- [Given instruction]:
The records below hold a stretch from the line with "Generate a standalone" through the line with "30c0-6 5-8 10-8s10"; return exactly those lines, ends included, and nothing more.
** Start of Data in this exercise **
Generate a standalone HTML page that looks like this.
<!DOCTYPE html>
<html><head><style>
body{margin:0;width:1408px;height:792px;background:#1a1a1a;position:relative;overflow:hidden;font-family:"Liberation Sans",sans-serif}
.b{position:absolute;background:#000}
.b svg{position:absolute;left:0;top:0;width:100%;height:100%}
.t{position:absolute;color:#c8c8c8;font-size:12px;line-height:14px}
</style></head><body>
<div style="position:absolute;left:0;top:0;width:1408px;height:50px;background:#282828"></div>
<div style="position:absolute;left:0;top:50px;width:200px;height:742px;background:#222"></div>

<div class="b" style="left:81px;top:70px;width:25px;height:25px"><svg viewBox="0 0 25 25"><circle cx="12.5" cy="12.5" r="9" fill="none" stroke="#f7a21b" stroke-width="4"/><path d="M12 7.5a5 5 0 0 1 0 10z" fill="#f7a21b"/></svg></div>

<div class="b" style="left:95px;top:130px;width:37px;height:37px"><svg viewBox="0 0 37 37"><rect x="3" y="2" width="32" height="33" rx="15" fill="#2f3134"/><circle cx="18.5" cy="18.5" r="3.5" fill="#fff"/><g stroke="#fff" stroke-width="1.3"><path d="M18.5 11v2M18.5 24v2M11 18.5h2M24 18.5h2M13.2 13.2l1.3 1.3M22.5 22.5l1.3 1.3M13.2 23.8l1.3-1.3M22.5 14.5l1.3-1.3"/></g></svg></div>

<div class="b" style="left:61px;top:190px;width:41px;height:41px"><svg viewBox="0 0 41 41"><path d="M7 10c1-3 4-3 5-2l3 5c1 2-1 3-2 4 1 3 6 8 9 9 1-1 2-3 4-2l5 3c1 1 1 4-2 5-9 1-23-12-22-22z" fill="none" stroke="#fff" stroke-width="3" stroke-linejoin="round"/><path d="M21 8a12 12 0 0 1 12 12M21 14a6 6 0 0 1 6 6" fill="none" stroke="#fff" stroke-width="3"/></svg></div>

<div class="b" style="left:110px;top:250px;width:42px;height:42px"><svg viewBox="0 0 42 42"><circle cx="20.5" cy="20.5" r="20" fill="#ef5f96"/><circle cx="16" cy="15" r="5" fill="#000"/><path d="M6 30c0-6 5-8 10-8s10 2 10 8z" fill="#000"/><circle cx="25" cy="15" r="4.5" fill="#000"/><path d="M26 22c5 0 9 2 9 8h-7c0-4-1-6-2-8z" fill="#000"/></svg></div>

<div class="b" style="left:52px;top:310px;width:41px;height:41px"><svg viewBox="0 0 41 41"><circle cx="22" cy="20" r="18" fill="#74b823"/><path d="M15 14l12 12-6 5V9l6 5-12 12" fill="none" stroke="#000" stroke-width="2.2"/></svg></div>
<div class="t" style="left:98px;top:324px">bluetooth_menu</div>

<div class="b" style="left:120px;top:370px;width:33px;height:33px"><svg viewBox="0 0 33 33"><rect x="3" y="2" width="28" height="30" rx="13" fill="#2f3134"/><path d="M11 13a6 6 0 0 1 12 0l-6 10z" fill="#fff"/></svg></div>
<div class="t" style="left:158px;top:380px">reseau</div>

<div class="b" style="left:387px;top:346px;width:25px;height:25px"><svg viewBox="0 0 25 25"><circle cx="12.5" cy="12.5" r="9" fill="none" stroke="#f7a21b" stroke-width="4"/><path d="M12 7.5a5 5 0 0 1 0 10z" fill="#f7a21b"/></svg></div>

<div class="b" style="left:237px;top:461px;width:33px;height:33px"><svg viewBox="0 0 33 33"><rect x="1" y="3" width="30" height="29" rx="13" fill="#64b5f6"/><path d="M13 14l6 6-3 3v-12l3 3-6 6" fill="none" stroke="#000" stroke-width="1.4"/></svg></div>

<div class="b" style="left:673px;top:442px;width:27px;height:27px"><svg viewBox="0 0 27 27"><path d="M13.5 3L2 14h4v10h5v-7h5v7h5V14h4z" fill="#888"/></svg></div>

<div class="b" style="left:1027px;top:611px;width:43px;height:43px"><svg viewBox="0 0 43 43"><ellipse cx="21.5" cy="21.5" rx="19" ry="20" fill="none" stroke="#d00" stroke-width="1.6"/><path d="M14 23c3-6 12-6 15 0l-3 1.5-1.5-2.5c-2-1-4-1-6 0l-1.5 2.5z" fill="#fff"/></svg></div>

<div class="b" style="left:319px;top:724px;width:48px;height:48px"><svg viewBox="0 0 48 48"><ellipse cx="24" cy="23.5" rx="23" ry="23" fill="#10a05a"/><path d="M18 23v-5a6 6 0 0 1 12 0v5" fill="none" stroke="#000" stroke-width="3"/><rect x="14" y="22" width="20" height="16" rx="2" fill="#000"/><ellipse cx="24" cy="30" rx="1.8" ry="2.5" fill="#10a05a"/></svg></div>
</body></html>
** End of Data in this exercise **
** Start of Data in this exercise **
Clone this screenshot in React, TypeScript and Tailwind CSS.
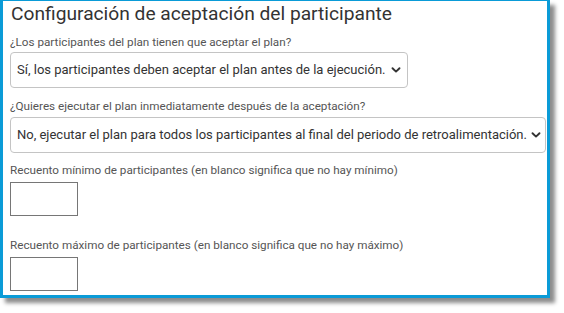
** End of Data in this exercise **
** Start of Data in this exercise **
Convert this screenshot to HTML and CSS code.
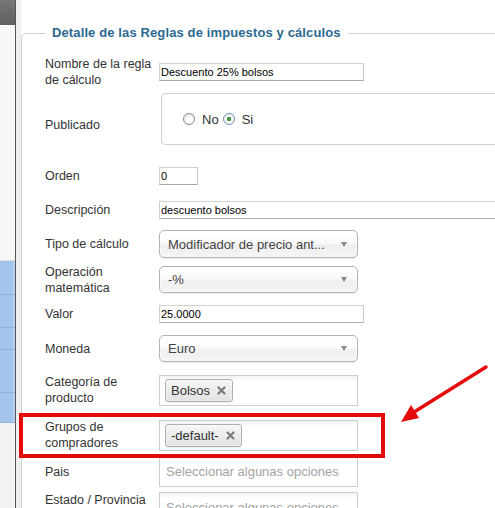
** End of Data in this exercise **
- [The output]:
Generate a standalone HTML page that looks like this.
<!DOCTYPE html>
<html><head><style>
body{margin:0;width:1408px;height:792px;background:#1a1a1a;position:relative;overflow:hidden;font-family:"Liberation Sans",sans-serif}
.b{position:absolute;background:#000}
.b svg{position:absolute;left:0;top:0;width:100%;height:100%}
.t{position:absolute;color:#c8c8c8;font-size:12px;line-height:14px}
</style></head><body>
<div style="position:absolute;left:0;top:0;width:1408px;height:50px;background:#282828"></div>
<div style="position:absolute;left:0;top:50px;width:200px;height:742px;background:#222"></div>

<div class="b" style="left:81px;top:70px;width:25px;height:25px"><svg viewBox="0 0 25 25"><circle cx="12.5" cy="12.5" r="9" fill="none" stroke="#f7a21b" stroke-width="4"/><path d="M12 7.5a5 5 0 0 1 0 10z" fill="#f7a21b"/></svg></div>

<div class="b" style="left:95px;top:130px;width:37px;height:37px"><svg viewBox="0 0 37 37"><rect x="3" y="2" width="32" height="33" rx="15" fill="#2f3134"/><circle cx="18.5" cy="18.5" r="3.5" fill="#fff"/><g stroke="#fff" stroke-width="1.3"><path d="M18.5 11v2M18.5 24v2M11 18.5h2M24 18.5h2M13.2 13.2l1.3 1.3M22.5 22.5l1.3 1.3M13.2 23.8l1.3-1.3M22.5 14.5l1.3-1.3"/></g></svg></div>

<div class="b" style="left:61px;top:190px;width:41px;height:41px"><svg viewBox="0 0 41 41"><path d="M7 10c1-3 4-3 5-2l3 5c1 2-1 3-2 4 1 3 6 8 9 9 1-1 2-3 4-2l5 3c1 1 1 4-2 5-9 1-23-12-22-22z" fill="none" stroke="#fff" stroke-width="3" stroke-linejoin="round"/><path d="M21 8a12 12 0 0 1 12 12M21 14a6 6 0 0 1 6 6" fill="none" stroke="#fff" stroke-width="3"/></svg></div>

<div class="b" style="left:110px;top:250px;width:42px;height:42px"><svg viewBox="0 0 42 42"><circle cx="20.5" cy="20.5" r="20" fill="#ef5f96"/><circle cx="16" cy="15" r="5" fill="#000"/><path d="M6 30c0-6 5-8 10-8s10 2 10 8z" fill="#000"/><circle cx="25" cy="15" r="4.5" fill="#000"/><path d="M26 22c5 0 9 2 9 8h-7c0-4-1-6-2-8z" fill="#000"/></svg></div>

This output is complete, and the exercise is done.